Order : A request by the Customer to purchase specified Products, initiated by a purchase order, an online inquiry, or other communication.

Order Confirmation : A formal acknowledgment from the Company that we have received and accepted an Order.

2. Use of Website and Information

All content on our website (such as product descriptions, specifications, images, and branding) is owned by or licensed to Qiangsheng group. It is provided “as is” for informing potential business partners about our offerings. We do not guarantee that all content is free of errors and reserve the right to correct any inaccuracies or update information without prior notice.

You agree to use our website only for legitimate business purposes. You must not use the site in any way that disrupts its operation or violates any laws or regulations.

3. Product Information and Specifications

We endeavor to present our Products accurately, but actual product specifications might vary slightly due to continuous improvements. These variations will not affect the core functionality or performance of the product.

It is your responsibility to ensure that the Products you intend to purchase are suitable for your needs and comply with any local requirements or regulations in your region.

4. Orders and Order Confirmation

Placing an Order : Orders can be placed through our website’s inquiry form, via email, or by issuing a formal Purchase Order.

Order Acceptance : An Order is considered accepted only after we review it and send a written Order Confirmation (usually via email).

Changes to Orders : Once confirmed, any changes or modifications require mutual written agreement. We reserve the right to adjust pricing or delivery timelines if modifications are requested.

We may decline or cancel orders before confirmation if you are not an eligible B2B customer or if supply or other issues arise.

5. Pricing and Payment Terms

Pricing: All prices will be provided in writing (in a quote or invoice). Prices are typically in [USD or other currency], exclusive of taxes, duties, and shipping unless explicitly stated.

Payment Method : For international B2B transactions, we generally require payment via secure bank wire transfer, letter of credit, or another agreed method.

Payment Terms : Often a deposit (e.g., 30%) is required to initiate production, with the balance due before shipment. Invoices will detail due dates. Late payments may cause shipment delays or cancellation.

All import duties, tariffs, or local taxes in the destination country are your responsibility unless otherwise agreed in writing.

6. Shipping and Delivery

Shipping Method : Products are shipped via sea freight with third-party logistics partners. Exact Incoterms (FOB, CIF, etc.) are specified in the Order Confirmation.

Delivery Timeframe : Delivery times vary based on destination, logistics conditions, and customs clearance. Estimates are not guaranteed deadlines. We are not liable for delays outside our control.

Title and Risk : Depending on the Incoterm, title and risk transfer either when goods are loaded onto the ship (FOB) or upon delivery to the destination (DAP/DDP).

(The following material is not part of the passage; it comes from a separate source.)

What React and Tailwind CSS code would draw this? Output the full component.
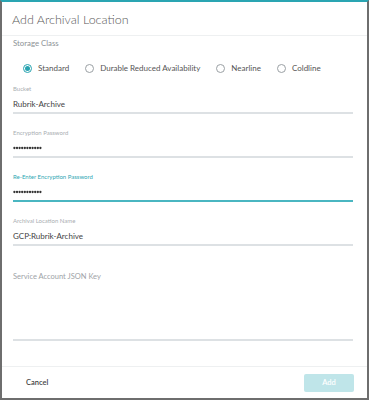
const OPTIONS = ["Standard", "Durable Reduced Availability", "Nearline", "Coldline"];

function Radio({ label, checked }) {
  return (
    <label className="flex items-center gap-[6px] whitespace-nowrap">
      <span
        className={`w-[9px] h-[9px] rounded-full border flex items-center justify-center ${
          checked ? "border-[#27a3b0]" : "border-[#9aa0a4]"
        }`}
      >
        {checked && <span className="w-[5px] h-[5px] rounded-full bg-[#27a3b0]" />}
      </span>
      <span className="text-[8px] text-[#555]">{label}</span>
    </label>
  );
}

function Dots() {
  return (
    <svg width="29" height="4" viewBox="0 0 29 4">
      {Array.from({ length: 11 }).map((_, i) => (
        <circle key={i} cx={1.4 + i * 2.6} cy="2" r="1.15" fill="#333" />
      ))}
    </svg>
  );
}

function Field({ label, value, active, password, className = "mt-[13px]" }) {
  return (
    <div className={className}>
      <div
        className={`h-[10px] flex items-center text-[6px] ${
          active ? "text-[#2fa7b4]" : "text-[#a9aeb2]"
        }`}
      >
        {label}
      </div>
      <div
        className={`mt-[3px] h-[18px] flex items-center border-b-2 ${
          active ? "border-[#4ab6c1]" : "border-[#dde1e4]"
        }`}
      >
        {password ? <Dots /> : <span className="text-[8px] text-[#444]">{value}</span>}
      </div>
    </div>
  );
}

export default function App() {
  return (
    <div
      className="w-[369px] h-[400px] bg-white flex flex-col border-x-2 border-b-2 border-[#6e6e6e] border-t-2 border-t-[#2aa5b2]"
      style={{ fontFamily: "Lato, 'Open Sans', sans-serif" }}
    >
      {/* Header */}
      <div className="h-[34px] shrink-0 flex items-center pt-[3px] px-[10px] border-b border-[#eef0f1]">
        <h1 className="text-[12.5px] font-light text-[#5a5a5a]">Add Archival Location</h1>
      </div>

      {/* Body */}
      <div className="flex-1 pl-[11px] pr-[14px]">
        <div className="mt-[2px] h-[12px] flex items-center text-[7.8px] text-[#8d9296]">
          Storage Class
        </div>
        <div className="mt-[12px] h-[12px] flex items-center gap-[16px] pl-[10px]">
          {OPTIONS.map((o, i) => (
            <Radio key={o} label={o} checked={i === 0} />
          ))}
        </div>

        <Field label="Bucket" value="Rubrik-Archive" className="mt-[9px]" />
        <Field label="Encryption Password" password />
        <Field label="Re-Enter Encryption Password" password active />
        <Field label="Archival Location Name" value="GCP:Rubrik-Archive" />

        <div className="mt-[25px] h-[70px] border-b-2 border-[#dde1e4]">
          <div className="h-[12px] flex items-center text-[7.5px] text-[#9ea3a7]">
            Service Account JSON Key
          </div>
        </div>
      </div>

      {/* Footer */}
      <div className="h-[32px] shrink-0 flex items-center justify-between pl-[24px] pr-[13px] border-t border-[#eef0f1]">
        <button className="text-[7.5px] font-semibold text-[#444]">Cancel</button>
        <button className="w-[50px] h-[18px] rounded-[2px] bg-[#bfe5e9] text-[7.5px] font-semibold text-white">
          Add
        </button>
      </div>
    </div>
  );
}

Inspection : We encourage you to inspect deliveries immediately upon receipt. If damage is noted, contact us promptly.

7. Returns and Refunds

Damaged or Defective Products : If products arrive damaged or defective, notify us immediately. We will work with you to arrange repairs, replacements, or refunds where appropriate.

No Unconditional Returns : We generally do not accept returns for non-defective products. Returns for reasons other than damage/defect will be considered on a case-by-case basis and may incur restocking or other fees.

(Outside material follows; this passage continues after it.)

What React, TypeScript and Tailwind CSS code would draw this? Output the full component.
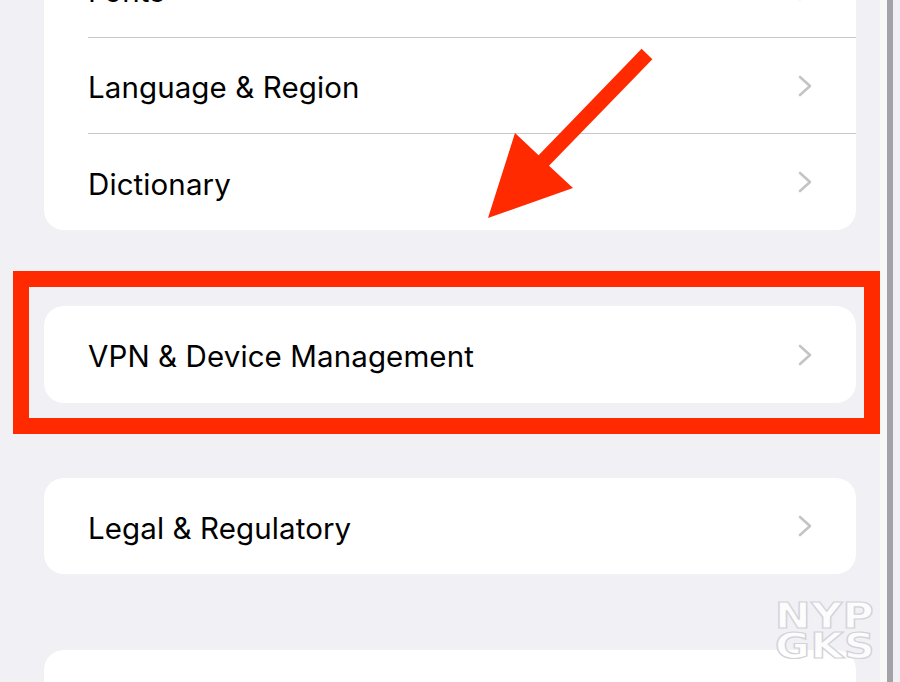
const Chevron = () => (
  <svg width="14" height="22" viewBox="0 0 14 22" fill="none">
    <polyline points="2,2 12,11 2,20" stroke="#c4c4c7" strokeWidth="2.6" strokeLinecap="round" strokeLinejoin="round" />
  </svg>
);

const Row = ({ label, last }: { label: string; last?: boolean }) => (
  <div className="pl-[44px]">
    <div
      className={
        "flex h-[96px] items-center justify-between pr-[44px] " +
        (last ? "" : "border-b border-[#c8c8cc]")
      }
    >
      <span className="pt-[4px] text-[29.5px] tracking-[0.1px] text-black">{label}</span>
      <Chevron />
    </div>
  </div>
);

const App = () => {
  return (
    <div
      className="relative h-[682px] w-[900px] overflow-hidden bg-[#f0f0f5]"
      style={{ fontFamily: "Inter, 'Liberation Sans', sans-serif" }}
    >
      <div className="flex h-full">
        {/* settings list */}
        <div className="w-[880px] pl-[44px]">
          <div className="mt-[-58px] w-[812px] rounded-[20px] bg-white">
            <Row label="Fonts" />
            <Row label="Language & Region" />
            <Row label="Dictionary" last />
          </div>
          <div className="mt-[76px] w-[812px] rounded-[20px] bg-white">
            <div className="flex h-[97px] items-center justify-between pl-[44px] pr-[44px]">
              <span className="pt-[4px] text-[29.5px] tracking-[0.1px] text-black">VPN &amp; Device Management</span>
              <Chevron />
            </div>
          </div>
          <div className="mt-[75px] w-[812px] rounded-[20px] bg-white">
            <Row label="Legal & Regulatory" last />
          </div>
          <div className="mt-[76px] h-[96px] w-[812px] rounded-[20px] bg-white" />
        </div>
        {/* scroll edge */}
        <div className="w-[7px] bg-[#f7f7f8]" />
        <div className="w-[6px] bg-[#a2a2a8]" />
        <div className="flex-1 bg-[#f0f0f5]" />
      </div>

      {/* red highlight box */}
      <div className="absolute left-[13px] top-[271px] h-[163px] w-[867px] border-[16px] border-[#ff2a00]" />

      {/* red arrow */}
      <svg className="absolute left-0 top-0" width="900" height="682" viewBox="0 0 900 682">
        <polygon
          points="641.6,48.8 652.4,59.2 549,165.7 573,188 488,218 515,133 538.6,155.3"
          fill="#ff2a00"
        />
      </svg>

      {/* watermark */}
      <div
        className="absolute left-[775px] top-[601px] flex origin-left scale-x-[1.18] flex-col text-[36px] font-bold leading-[30px] tracking-[0.5px] text-white/80 [-webkit-text-stroke:1.2px_#d2d2d8]"
        style={{ fontFamily: "'DejaVu Sans', sans-serif" }}
      >
        <span className="h-[30px]">NYP</span>
        <span className="h-[30px]">GKS</span>
      </div>
    </div>
  );
};

export default App;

Process : Do not send any products back without obtaining our authorization.

8. Warranty and Product Use Disclaimer

Limited Warranty : We warrant that products will be free from significant manufacturing defects at the time of shipment. The warranty period or conditions will be stated in the sales contract or Order Confirmation.

Proper Use : Products must be used in accordance with provided instructions and local regulations. Overloading or misuse voids warranty coverage.

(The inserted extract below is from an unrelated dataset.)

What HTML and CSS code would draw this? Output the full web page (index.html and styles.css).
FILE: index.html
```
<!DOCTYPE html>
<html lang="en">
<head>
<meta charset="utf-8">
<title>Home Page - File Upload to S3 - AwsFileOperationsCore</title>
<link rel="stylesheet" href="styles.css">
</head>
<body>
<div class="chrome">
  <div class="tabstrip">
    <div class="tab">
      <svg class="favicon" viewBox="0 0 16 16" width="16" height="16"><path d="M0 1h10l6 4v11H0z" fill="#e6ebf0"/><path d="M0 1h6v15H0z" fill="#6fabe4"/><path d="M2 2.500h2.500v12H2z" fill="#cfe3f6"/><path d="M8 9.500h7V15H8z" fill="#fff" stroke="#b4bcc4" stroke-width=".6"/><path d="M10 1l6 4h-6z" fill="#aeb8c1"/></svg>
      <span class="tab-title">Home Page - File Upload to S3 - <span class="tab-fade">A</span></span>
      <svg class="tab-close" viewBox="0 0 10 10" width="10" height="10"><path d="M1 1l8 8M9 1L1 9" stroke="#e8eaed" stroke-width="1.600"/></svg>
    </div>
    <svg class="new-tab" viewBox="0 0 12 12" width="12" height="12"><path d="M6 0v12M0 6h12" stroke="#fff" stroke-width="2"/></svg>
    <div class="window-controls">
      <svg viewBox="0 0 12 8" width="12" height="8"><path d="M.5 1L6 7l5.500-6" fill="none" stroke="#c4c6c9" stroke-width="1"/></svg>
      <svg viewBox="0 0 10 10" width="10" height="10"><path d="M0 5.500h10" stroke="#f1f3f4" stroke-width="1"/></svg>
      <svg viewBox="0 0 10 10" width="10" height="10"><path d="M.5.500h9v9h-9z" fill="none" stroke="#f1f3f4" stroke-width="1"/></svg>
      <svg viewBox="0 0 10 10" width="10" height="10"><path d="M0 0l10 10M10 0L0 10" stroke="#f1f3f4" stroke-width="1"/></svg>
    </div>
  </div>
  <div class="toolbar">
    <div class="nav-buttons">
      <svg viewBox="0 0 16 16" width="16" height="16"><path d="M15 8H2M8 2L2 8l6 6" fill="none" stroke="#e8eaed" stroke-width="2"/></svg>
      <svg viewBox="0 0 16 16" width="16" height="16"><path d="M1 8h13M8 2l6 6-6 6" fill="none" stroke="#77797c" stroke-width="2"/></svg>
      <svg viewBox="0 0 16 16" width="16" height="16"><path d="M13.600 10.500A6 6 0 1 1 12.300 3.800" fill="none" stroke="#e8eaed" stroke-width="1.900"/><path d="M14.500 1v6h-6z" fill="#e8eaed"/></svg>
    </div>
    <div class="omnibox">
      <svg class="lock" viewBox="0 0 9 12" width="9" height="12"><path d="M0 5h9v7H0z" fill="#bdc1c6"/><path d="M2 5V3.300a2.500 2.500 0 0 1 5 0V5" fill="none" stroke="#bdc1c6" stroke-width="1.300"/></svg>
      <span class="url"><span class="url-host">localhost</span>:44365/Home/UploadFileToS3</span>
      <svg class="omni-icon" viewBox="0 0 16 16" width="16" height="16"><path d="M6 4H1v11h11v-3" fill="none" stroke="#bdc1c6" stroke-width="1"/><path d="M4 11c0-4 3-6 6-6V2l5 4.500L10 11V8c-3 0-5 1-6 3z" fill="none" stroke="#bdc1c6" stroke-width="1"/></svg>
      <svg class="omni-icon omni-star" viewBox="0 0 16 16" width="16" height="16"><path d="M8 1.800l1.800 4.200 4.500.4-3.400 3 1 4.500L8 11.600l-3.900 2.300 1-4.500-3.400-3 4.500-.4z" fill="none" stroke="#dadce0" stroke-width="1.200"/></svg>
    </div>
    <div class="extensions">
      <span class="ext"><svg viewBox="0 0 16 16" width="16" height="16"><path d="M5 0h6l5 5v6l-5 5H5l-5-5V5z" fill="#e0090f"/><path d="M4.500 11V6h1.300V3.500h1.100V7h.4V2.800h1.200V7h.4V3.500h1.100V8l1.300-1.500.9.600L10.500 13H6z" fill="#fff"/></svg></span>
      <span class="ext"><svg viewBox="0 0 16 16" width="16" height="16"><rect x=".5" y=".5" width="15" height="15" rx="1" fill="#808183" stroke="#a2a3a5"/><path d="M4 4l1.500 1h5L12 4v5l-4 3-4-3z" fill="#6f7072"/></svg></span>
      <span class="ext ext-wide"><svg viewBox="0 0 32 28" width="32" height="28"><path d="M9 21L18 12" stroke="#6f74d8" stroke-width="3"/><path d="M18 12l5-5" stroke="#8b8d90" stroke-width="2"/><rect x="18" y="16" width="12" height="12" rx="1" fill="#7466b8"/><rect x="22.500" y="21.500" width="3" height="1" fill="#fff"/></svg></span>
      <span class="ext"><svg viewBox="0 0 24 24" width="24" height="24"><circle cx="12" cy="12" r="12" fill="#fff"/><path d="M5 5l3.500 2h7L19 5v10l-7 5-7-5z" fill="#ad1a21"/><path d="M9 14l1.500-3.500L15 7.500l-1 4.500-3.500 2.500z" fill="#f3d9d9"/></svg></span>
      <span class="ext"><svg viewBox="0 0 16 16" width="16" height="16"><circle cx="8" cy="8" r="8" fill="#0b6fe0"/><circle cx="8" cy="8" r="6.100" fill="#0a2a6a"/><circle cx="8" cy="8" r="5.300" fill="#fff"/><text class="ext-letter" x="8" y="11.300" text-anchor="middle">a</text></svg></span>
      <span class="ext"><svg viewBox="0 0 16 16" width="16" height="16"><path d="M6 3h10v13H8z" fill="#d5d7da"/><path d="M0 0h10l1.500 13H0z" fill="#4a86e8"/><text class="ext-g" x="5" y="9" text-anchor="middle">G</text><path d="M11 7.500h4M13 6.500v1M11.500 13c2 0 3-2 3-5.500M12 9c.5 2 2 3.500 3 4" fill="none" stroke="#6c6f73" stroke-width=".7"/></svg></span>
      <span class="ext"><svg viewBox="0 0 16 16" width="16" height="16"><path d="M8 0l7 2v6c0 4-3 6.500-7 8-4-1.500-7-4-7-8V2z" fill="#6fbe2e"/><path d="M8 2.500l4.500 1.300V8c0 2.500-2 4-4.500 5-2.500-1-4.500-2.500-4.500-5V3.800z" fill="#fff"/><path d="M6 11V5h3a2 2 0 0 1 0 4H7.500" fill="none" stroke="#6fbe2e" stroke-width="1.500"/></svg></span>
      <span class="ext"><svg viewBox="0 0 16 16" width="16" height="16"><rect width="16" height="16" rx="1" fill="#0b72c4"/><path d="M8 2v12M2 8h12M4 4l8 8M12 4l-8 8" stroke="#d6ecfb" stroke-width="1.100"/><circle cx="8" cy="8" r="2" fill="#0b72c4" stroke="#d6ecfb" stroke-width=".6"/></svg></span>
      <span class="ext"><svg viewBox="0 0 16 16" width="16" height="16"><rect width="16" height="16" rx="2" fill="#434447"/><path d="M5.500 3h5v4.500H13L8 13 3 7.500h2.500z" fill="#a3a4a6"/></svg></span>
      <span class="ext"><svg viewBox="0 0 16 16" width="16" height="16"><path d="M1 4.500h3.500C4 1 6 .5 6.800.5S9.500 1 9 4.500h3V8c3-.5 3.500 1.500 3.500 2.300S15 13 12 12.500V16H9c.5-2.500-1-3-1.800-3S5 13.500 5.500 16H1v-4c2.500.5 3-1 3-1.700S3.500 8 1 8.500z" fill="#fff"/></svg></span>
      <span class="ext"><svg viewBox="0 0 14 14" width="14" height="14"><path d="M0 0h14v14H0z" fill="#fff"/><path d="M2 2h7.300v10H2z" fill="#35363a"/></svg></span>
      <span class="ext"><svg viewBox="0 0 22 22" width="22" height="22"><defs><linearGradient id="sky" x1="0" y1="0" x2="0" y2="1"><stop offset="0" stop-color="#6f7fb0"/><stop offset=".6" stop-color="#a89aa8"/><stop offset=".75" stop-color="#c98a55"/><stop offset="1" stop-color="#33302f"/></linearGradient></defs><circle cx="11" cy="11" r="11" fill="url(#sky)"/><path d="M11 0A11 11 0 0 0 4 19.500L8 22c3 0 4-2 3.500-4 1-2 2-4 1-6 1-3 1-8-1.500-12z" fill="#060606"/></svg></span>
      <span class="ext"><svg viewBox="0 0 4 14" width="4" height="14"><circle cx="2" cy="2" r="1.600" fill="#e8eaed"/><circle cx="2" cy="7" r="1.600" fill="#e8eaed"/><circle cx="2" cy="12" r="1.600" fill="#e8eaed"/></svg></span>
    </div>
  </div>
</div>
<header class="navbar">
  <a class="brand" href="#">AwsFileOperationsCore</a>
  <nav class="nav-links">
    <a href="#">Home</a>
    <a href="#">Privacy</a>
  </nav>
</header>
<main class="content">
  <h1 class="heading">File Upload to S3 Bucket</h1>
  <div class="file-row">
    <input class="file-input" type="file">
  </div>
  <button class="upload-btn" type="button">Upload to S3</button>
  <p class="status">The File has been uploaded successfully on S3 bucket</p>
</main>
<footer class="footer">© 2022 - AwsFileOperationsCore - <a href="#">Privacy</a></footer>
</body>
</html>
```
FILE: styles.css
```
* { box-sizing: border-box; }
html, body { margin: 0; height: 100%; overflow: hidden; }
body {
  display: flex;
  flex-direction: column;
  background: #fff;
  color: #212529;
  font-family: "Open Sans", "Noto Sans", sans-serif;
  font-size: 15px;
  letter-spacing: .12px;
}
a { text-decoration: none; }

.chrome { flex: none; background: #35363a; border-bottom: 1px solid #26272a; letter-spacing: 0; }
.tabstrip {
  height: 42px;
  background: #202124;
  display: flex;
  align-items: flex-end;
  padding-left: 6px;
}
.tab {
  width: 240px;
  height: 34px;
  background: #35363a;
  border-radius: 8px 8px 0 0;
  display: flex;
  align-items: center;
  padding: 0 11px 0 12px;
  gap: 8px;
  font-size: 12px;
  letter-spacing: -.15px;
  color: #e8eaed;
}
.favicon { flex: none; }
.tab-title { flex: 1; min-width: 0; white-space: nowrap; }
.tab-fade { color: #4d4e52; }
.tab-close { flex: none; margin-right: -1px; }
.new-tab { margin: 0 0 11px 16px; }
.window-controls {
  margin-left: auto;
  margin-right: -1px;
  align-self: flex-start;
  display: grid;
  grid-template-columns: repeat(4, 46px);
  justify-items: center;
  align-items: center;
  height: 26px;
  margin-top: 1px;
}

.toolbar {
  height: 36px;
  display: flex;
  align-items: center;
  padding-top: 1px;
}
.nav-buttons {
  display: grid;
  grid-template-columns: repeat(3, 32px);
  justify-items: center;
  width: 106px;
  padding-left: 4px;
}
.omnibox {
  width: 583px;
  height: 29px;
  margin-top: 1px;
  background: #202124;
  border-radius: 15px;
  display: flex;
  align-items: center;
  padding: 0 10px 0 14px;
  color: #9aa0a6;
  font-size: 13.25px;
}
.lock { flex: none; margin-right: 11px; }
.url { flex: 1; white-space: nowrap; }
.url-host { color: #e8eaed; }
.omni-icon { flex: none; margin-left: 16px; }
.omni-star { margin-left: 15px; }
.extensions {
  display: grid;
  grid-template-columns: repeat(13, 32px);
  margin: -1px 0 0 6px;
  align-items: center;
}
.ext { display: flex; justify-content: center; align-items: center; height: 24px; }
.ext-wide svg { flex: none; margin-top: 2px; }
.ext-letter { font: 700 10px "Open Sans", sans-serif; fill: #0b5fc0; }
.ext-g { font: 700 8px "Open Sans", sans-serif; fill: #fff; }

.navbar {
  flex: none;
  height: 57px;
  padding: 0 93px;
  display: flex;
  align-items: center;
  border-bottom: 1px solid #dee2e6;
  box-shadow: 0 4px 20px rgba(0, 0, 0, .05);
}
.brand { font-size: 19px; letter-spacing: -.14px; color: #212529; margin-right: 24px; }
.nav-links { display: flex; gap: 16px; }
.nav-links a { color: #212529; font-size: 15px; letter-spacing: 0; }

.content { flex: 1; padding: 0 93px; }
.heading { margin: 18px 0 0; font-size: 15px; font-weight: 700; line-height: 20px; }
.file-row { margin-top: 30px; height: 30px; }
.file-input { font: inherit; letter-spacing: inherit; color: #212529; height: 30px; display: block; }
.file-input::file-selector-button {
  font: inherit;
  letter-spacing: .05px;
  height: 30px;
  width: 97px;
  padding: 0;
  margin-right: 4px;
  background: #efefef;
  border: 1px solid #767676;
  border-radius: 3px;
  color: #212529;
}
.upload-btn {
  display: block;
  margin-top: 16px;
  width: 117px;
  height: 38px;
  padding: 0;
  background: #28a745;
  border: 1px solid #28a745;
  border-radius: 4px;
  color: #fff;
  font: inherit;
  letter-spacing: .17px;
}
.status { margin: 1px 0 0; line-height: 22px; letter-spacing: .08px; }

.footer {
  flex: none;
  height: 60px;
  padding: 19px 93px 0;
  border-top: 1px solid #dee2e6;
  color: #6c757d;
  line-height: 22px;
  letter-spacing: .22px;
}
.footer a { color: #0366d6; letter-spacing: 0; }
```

Disclaimer : Other than the limited warranty provided, products are sold “as is.” We disclaim all other implied warranties to the extent allowed by law.

9. Limitation of Liability

We are not liable for indirect, incidental, or consequential damages, including but not limited to loss of profits or business interruptions, even if advised of such possibilities. Our maximum liability for any claim is limited to the purchase price of the products giving rise to the claim.

10. Force Majeure

We are not liable for any failure or delay in performing obligations if caused by events beyond our reasonable control (e.g., natural disasters, strikes, war, or shipping disruptions). If such events persist, both parties will discuss the appropriate course of action.

11. Communication and Notices

We primarily communicate via email. It is your responsibility to provide a valid email address and respond to any requests for information that could affect your order. Formal notices should be in writing and are considered delivered once confirmed via email or registered mail.

12. Governing Law and Dispute Resolution

All transactions are governed by and construed in accordance with the laws of Hong Kong Special Administrative Region (HKSAR), excluding its conflict-of-law rules. Both parties agree that disputes will be subject to the jurisdiction of Hong Kong’s courts or, at our option, resolved by binding arbitration in Hong Kong under internationally recognized arbitration rules.

13. Miscellaneous

Entire Agreement : These Terms and any written order confirmations constitute the entire agreement between the parties.

Amendments : We may update these Terms at any time. Orders already placed will follow the Terms in effect at time of confirmation.

Severability : If any provision is found unenforceable, the remaining sections remain valid.

No Waiver : Failure to enforce any part of these Terms does not waive our right to do so later.

Assignment : You may not assign these Terms without our written consent.

By proceeding with a business transaction with Qiangsheng group, you signify agreement to these Terms and Conditions.